>> START DATA

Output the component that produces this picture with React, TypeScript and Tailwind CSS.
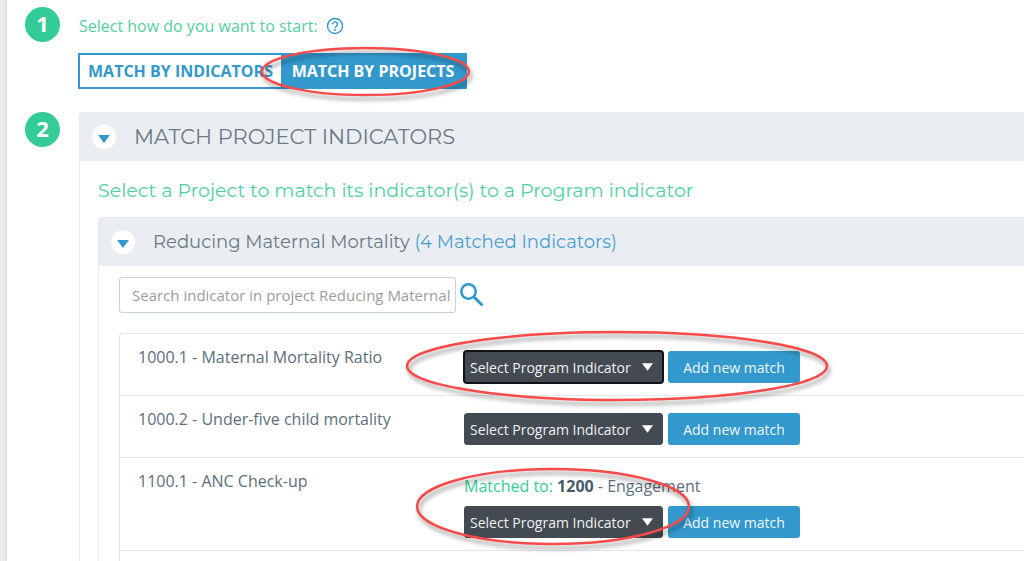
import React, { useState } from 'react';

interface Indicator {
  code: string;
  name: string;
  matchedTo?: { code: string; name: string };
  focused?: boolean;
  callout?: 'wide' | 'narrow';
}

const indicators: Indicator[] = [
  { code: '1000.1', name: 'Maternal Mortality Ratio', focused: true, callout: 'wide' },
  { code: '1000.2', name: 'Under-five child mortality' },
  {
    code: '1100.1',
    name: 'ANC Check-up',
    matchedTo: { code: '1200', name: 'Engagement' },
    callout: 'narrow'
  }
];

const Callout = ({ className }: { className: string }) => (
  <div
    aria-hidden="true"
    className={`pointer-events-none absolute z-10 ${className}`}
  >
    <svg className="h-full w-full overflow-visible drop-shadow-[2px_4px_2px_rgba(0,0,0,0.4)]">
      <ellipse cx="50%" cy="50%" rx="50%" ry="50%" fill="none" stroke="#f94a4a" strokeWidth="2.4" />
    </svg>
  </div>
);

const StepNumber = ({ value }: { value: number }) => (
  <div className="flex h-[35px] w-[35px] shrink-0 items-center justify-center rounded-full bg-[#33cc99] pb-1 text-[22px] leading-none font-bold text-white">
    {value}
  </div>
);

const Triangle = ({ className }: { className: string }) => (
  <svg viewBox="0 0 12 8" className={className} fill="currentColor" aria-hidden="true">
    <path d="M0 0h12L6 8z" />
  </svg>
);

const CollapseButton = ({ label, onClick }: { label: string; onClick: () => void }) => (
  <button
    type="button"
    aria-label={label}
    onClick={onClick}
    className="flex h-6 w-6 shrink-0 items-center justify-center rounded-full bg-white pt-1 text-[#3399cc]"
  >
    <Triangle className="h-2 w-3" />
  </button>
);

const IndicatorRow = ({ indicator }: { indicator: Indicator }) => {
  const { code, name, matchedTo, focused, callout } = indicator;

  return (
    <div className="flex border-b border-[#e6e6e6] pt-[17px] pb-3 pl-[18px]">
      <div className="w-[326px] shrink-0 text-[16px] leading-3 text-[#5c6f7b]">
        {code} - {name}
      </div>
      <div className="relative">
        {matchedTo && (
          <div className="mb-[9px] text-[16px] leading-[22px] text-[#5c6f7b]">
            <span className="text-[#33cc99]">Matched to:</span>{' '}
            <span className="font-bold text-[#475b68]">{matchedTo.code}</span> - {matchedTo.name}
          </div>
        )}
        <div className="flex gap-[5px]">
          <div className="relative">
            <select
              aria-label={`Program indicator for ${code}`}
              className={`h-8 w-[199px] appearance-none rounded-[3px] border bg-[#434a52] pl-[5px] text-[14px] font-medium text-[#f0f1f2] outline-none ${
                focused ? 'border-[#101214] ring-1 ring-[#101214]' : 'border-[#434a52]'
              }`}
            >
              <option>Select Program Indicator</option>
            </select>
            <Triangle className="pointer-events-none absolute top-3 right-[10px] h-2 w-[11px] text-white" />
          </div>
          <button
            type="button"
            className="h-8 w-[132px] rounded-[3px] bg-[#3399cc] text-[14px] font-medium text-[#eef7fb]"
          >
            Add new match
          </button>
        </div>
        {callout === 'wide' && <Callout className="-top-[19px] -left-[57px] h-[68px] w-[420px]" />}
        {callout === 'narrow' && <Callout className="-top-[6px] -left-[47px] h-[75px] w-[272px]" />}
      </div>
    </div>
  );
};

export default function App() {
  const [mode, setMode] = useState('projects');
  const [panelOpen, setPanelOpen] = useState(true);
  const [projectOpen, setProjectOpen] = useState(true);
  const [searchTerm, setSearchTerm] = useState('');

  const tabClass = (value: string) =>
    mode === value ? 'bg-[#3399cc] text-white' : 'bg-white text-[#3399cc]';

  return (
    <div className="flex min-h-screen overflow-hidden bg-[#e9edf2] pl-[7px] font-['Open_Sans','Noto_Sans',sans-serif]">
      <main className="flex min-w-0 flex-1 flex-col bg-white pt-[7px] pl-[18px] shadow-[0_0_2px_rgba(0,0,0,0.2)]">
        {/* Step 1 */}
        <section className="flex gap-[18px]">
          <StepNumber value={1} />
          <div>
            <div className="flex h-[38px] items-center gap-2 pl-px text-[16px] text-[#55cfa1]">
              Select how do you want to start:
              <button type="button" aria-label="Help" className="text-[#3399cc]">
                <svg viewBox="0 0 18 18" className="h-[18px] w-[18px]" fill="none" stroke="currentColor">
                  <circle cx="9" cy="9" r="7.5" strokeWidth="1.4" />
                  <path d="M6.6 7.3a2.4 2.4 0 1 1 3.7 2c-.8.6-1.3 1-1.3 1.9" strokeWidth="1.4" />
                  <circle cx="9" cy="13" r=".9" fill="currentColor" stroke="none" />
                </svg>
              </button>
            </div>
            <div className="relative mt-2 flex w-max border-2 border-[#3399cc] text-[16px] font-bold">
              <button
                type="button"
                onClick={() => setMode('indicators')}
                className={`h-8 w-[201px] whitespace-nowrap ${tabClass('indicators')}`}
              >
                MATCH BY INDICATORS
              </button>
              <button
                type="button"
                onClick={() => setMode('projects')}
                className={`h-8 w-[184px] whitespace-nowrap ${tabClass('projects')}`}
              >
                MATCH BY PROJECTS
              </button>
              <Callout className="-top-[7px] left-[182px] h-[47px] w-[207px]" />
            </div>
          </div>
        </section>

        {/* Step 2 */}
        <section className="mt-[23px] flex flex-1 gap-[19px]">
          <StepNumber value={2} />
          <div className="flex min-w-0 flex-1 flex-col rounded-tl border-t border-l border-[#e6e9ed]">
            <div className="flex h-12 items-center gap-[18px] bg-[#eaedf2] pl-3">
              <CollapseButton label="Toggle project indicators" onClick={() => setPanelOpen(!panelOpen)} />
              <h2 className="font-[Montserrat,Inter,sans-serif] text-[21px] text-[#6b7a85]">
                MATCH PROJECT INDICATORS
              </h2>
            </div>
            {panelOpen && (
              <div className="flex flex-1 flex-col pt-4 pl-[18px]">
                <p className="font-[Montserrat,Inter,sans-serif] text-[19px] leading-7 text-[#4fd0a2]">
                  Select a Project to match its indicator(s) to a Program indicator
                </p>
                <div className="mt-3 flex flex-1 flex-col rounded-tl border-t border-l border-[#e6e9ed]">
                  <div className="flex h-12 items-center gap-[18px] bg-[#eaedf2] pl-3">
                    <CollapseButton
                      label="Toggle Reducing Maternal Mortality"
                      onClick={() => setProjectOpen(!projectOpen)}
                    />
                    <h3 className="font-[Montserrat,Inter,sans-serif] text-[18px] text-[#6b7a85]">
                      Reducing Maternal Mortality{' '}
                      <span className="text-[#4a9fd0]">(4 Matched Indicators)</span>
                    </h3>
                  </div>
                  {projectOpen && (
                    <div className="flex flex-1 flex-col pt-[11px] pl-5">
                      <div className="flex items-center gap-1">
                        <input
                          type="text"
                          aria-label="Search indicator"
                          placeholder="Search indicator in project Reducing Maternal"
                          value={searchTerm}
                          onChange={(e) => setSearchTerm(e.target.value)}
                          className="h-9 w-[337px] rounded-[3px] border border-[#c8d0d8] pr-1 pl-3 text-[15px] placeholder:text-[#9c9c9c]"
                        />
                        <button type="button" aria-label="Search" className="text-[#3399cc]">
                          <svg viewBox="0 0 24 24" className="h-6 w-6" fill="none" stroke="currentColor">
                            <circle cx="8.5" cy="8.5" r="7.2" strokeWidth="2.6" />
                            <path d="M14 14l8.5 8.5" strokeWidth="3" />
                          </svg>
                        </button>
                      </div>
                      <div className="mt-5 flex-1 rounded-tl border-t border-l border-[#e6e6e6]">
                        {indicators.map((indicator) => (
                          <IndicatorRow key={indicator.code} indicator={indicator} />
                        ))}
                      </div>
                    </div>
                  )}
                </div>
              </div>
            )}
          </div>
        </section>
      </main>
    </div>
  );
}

>> END DATA
>> START DATA

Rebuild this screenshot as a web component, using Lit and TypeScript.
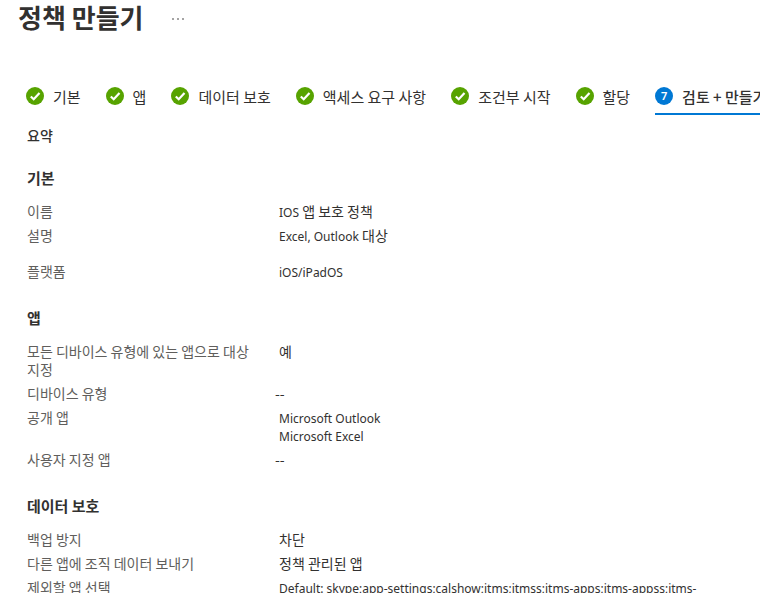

>> END DATA

• [THE PROBLEM]
Which lines above contain "TypeScript"? Show each of them.

• [FINISHED ANSWER]
Output the component that produces this picture with React, TypeScript and Tailwind CSS.
Rebuild this screenshot as a web component, using Lit and TypeScript.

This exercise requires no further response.